- The task: Where the word "index" occurs in a line, return that line.

- Dataset content:
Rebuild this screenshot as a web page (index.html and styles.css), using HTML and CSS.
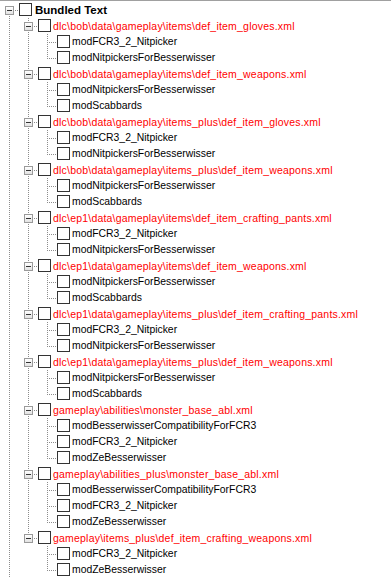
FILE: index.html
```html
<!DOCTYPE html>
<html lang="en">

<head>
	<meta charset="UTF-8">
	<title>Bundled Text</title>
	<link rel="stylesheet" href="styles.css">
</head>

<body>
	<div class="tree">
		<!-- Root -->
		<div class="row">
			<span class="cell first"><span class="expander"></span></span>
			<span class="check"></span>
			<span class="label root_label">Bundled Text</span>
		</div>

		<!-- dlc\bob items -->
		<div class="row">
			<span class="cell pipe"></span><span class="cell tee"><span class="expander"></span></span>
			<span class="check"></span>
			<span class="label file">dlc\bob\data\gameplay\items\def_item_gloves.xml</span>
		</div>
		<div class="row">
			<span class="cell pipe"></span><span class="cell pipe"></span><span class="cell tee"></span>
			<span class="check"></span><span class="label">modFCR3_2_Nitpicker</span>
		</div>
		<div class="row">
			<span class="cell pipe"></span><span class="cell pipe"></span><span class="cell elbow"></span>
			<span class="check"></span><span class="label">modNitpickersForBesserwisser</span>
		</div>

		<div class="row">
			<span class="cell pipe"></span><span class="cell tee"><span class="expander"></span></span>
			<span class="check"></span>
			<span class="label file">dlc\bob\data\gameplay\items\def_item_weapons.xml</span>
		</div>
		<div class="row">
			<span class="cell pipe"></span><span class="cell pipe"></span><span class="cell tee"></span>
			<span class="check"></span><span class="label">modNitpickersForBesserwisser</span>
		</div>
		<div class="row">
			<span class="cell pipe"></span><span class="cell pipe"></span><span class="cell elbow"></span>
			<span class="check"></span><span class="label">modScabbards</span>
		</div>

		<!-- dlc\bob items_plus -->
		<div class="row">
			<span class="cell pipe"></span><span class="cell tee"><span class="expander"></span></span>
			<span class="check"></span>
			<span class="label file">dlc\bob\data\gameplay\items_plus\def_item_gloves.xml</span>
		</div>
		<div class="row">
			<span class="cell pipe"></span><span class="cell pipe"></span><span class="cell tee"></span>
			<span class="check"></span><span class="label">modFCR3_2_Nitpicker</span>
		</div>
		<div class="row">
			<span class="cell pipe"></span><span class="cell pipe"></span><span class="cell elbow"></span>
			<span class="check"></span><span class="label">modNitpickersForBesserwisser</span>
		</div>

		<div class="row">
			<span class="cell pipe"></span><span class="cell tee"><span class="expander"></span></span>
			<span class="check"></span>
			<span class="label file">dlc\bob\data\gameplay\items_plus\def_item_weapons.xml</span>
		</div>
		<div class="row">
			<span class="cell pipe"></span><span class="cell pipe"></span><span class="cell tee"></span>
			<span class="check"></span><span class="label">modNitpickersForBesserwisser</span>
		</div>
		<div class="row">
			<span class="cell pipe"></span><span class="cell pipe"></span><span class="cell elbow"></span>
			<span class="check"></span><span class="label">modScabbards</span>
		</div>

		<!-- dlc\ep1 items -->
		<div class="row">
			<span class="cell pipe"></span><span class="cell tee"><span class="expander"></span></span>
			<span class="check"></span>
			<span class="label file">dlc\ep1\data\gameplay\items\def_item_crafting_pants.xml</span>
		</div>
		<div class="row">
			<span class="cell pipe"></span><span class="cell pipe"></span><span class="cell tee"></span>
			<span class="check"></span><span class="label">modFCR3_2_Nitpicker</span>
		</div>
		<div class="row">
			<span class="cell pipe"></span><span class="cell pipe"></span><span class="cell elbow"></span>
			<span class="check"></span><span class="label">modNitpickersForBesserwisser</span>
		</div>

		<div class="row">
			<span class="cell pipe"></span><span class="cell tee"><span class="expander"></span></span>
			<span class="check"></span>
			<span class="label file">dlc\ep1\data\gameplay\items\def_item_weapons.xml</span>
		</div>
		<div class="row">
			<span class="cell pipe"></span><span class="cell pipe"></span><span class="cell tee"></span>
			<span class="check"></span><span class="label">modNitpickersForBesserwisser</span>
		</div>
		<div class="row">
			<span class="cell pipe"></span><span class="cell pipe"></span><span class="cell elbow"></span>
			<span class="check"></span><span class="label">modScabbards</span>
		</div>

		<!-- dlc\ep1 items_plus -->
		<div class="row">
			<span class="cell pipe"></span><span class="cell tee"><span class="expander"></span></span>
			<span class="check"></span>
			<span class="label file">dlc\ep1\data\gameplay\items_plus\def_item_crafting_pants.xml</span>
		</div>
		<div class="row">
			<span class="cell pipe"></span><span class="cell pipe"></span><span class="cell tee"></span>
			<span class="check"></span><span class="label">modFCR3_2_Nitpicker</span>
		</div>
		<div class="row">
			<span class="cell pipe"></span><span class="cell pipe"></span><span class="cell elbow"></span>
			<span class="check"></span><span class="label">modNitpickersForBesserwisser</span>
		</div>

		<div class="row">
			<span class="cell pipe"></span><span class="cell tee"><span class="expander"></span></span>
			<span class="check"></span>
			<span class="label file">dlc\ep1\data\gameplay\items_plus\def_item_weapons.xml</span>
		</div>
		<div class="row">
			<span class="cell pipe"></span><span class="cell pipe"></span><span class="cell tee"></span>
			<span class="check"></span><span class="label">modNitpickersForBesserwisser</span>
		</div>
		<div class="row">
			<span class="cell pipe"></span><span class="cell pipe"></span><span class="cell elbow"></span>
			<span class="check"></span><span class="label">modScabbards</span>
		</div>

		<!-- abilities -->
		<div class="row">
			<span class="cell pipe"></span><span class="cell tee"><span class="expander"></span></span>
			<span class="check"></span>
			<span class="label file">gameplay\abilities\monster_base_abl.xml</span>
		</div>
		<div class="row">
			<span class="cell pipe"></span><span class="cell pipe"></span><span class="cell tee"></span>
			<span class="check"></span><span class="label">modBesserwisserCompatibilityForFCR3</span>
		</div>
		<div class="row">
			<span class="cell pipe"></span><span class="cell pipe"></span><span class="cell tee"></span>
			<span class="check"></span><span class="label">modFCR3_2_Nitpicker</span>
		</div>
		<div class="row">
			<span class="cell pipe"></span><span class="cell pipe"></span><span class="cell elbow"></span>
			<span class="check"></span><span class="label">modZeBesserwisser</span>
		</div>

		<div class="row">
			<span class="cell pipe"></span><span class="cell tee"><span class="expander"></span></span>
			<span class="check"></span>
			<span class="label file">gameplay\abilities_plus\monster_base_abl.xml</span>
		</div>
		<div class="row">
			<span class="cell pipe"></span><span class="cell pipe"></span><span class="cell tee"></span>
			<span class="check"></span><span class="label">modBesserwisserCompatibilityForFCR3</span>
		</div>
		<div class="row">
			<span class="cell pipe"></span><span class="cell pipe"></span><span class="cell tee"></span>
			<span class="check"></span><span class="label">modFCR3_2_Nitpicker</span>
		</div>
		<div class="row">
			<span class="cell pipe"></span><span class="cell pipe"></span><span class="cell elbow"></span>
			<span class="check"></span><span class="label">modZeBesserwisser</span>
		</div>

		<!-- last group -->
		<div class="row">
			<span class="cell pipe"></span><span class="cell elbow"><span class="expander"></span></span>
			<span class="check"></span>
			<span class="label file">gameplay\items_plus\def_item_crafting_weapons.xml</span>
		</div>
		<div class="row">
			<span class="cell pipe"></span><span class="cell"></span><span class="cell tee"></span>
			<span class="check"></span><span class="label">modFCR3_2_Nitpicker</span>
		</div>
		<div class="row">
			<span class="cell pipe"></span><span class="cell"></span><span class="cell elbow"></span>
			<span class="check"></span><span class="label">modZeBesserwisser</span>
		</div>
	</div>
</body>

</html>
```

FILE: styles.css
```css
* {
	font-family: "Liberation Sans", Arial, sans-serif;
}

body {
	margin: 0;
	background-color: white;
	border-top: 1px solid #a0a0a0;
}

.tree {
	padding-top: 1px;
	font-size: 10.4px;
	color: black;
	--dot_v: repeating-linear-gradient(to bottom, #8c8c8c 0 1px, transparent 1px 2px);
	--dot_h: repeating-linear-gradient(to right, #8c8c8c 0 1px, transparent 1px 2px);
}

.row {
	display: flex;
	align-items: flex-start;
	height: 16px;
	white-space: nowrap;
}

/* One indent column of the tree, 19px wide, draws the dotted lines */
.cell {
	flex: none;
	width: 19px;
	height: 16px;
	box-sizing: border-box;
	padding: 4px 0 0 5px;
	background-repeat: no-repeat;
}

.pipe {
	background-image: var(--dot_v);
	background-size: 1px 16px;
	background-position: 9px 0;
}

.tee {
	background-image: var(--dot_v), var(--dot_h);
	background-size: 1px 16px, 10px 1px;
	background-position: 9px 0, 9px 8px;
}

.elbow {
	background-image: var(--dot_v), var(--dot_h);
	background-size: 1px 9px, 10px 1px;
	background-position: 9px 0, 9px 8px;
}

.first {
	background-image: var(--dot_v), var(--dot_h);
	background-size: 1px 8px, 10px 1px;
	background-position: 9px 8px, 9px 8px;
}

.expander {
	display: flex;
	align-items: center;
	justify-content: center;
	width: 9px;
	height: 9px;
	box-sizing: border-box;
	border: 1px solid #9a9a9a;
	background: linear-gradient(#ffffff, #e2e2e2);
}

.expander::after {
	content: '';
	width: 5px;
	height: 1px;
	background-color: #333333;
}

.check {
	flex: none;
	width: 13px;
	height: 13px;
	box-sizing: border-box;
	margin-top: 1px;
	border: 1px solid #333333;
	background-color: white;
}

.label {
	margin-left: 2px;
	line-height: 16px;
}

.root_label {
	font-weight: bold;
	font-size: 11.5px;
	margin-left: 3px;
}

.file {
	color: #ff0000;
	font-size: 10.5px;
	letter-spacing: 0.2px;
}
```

- Exercise solution:
Rebuild this screenshot as a web page (index.html and styles.css), using HTML and CSS.
FILE: index.html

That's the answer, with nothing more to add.